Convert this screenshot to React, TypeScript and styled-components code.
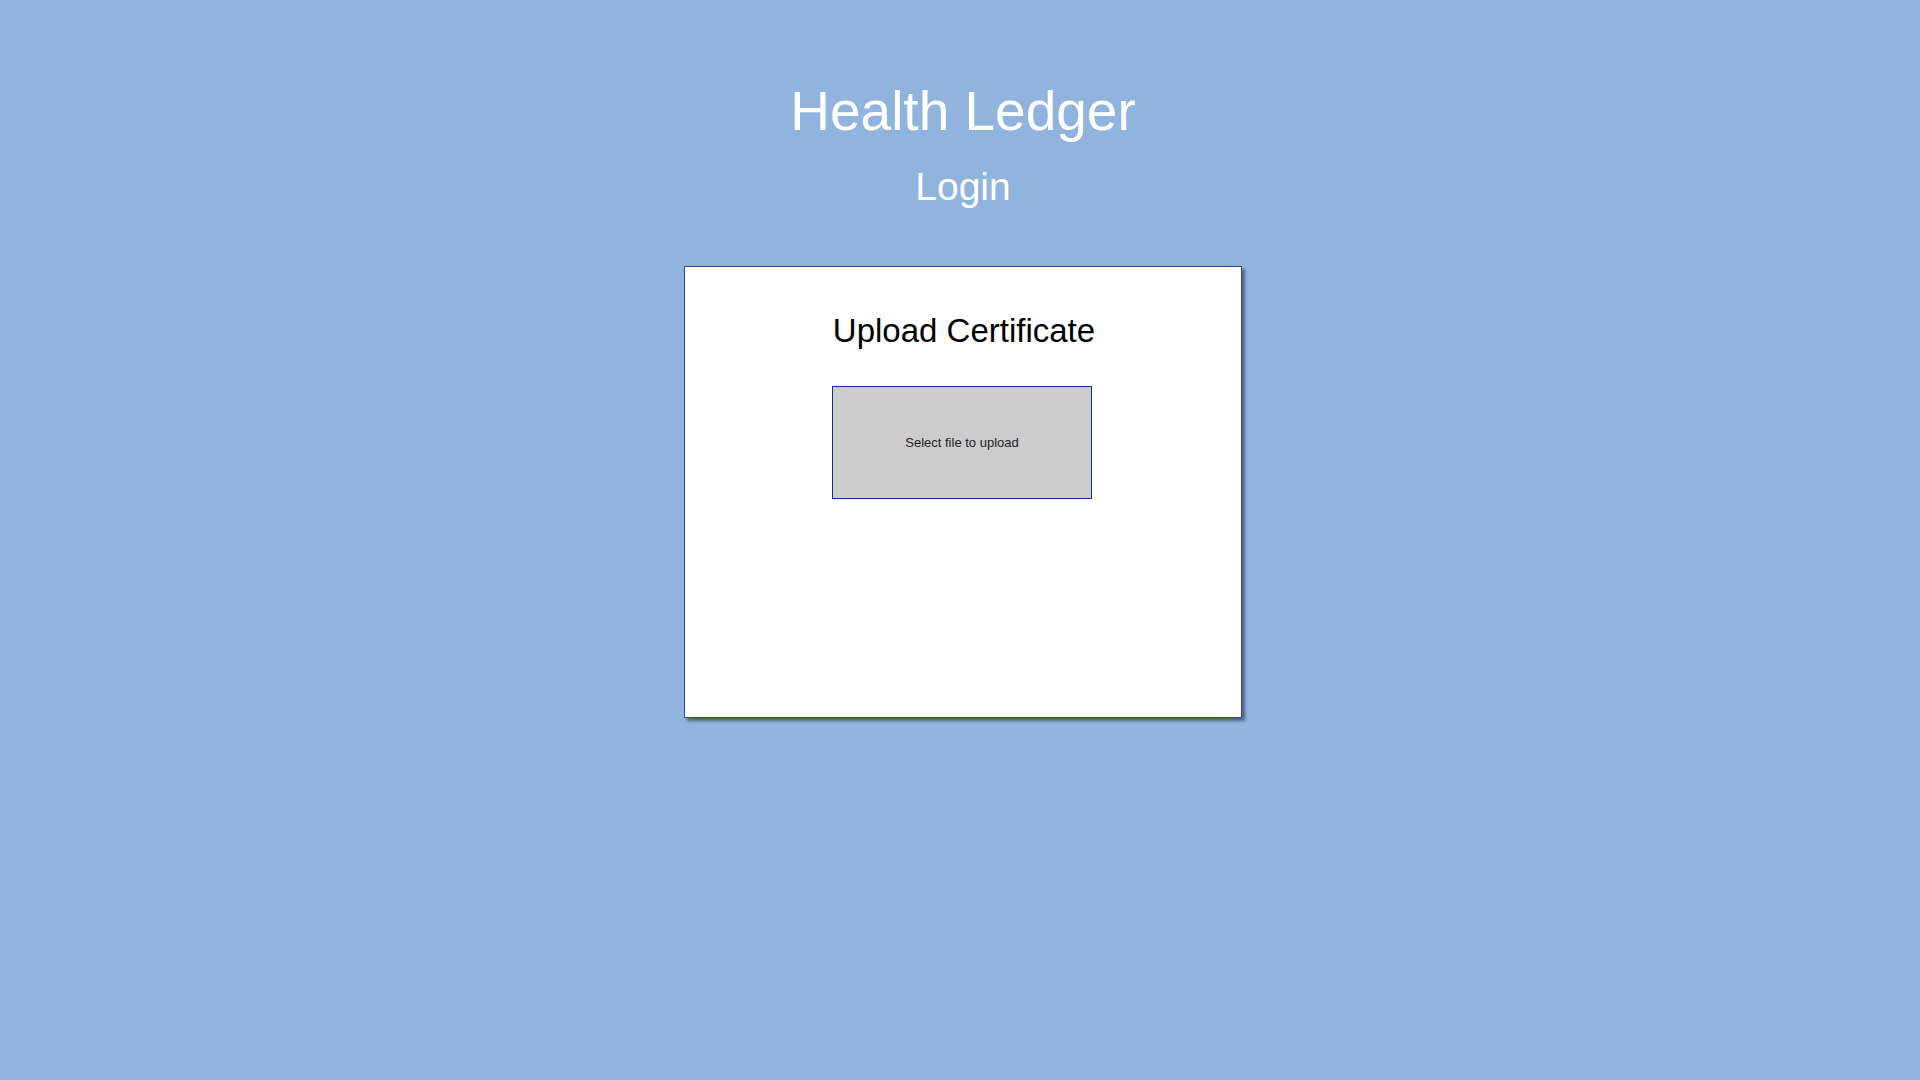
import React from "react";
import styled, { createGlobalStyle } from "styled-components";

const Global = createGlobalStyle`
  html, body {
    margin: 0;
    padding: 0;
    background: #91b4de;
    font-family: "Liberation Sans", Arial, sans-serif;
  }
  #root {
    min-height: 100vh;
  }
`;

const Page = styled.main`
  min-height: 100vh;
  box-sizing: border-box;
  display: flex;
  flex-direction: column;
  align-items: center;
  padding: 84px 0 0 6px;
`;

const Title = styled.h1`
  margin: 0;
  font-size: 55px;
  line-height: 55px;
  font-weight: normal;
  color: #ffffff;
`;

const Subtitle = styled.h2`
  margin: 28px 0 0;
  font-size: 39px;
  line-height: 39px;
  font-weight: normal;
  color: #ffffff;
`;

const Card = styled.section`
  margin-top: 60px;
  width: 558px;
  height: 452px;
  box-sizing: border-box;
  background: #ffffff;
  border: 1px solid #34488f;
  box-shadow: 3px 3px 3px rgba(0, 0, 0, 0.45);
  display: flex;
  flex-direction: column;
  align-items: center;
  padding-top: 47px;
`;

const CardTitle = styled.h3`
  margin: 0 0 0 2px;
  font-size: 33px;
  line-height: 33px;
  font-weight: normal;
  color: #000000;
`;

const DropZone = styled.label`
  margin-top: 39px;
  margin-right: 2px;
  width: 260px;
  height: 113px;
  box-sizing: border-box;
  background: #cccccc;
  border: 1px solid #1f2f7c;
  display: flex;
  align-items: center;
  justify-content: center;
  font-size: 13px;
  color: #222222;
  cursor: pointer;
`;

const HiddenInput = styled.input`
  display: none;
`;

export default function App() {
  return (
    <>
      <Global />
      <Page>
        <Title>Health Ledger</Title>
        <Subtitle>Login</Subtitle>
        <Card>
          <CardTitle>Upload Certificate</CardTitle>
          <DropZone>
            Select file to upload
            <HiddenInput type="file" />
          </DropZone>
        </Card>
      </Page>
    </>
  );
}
_____
SHORT PROBLEM. Quote each line of the listing exactly, but leave the pictures out.

WRITTEN SOLUTION.
Convert this screenshot to React, TypeScript and styled-components code.
import React from "react";
import styled, { createGlobalStyle } from "styled-components";

const Global = createGlobalStyle`
  html, body {
    margin: 0;
    padding: 0;
    background: #91b4de;
    font-family: "Liberation Sans", Arial, sans-serif;
  }
  #root {
    min-height: 100vh;
  }
`;

const Page = styled.main`
  min-height: 100vh;
  box-sizing: border-box;
  display: flex;
  flex-direction: column;
  align-items: center;
  padding: 84px 0 0 6px;
`;

const Title = styled.h1`
  margin: 0;
  font-size: 55px;
  line-height: 55px;
  font-weight: normal;
  color: #ffffff;
`;

const Subtitle = styled.h2`
  margin: 28px 0 0;
  font-size: 39px;
  line-height: 39px;
  font-weight: normal;
  color: #ffffff;
`;

const Card = styled.section`
  margin-top: 60px;
  width: 558px;
  height: 452px;
  box-sizing: border-box;
  background: #ffffff;
  border: 1px solid #34488f;
  box-shadow: 3px 3px 3px rgba(0, 0, 0, 0.45);
  display: flex;
  flex-direction: column;
  align-items: center;
  padding-top: 47px;
`;

const CardTitle = styled.h3`
  margin: 0 0 0 2px;
  font-size: 33px;
  line-height: 33px;
  font-weight: normal;
  color: #000000;
`;

const DropZone = styled.label`
  margin-top: 39px;
  margin-right: 2px;
  width: 260px;
  height: 113px;
  box-sizing: border-box;
  background: #cccccc;
  border: 1px solid #1f2f7c;
  display: flex;
  align-items: center;
  justify-content: center;
  font-size: 13px;
  color: #222222;
  cursor: pointer;
`;

const HiddenInput = styled.input`
  display: none;
`;

export default function App() {
  return (
    <>
      <Global />
      <Page>
        <Title>Health Ledger</Title>
        <Subtitle>Login</Subtitle>
        <Card>
          <CardTitle>Upload Certificate</CardTitle>
          <DropZone>
            Select file to upload
            <HiddenInput type="file" />
          </DropZone>
        </Card>
      </Page>
    </>
  );
}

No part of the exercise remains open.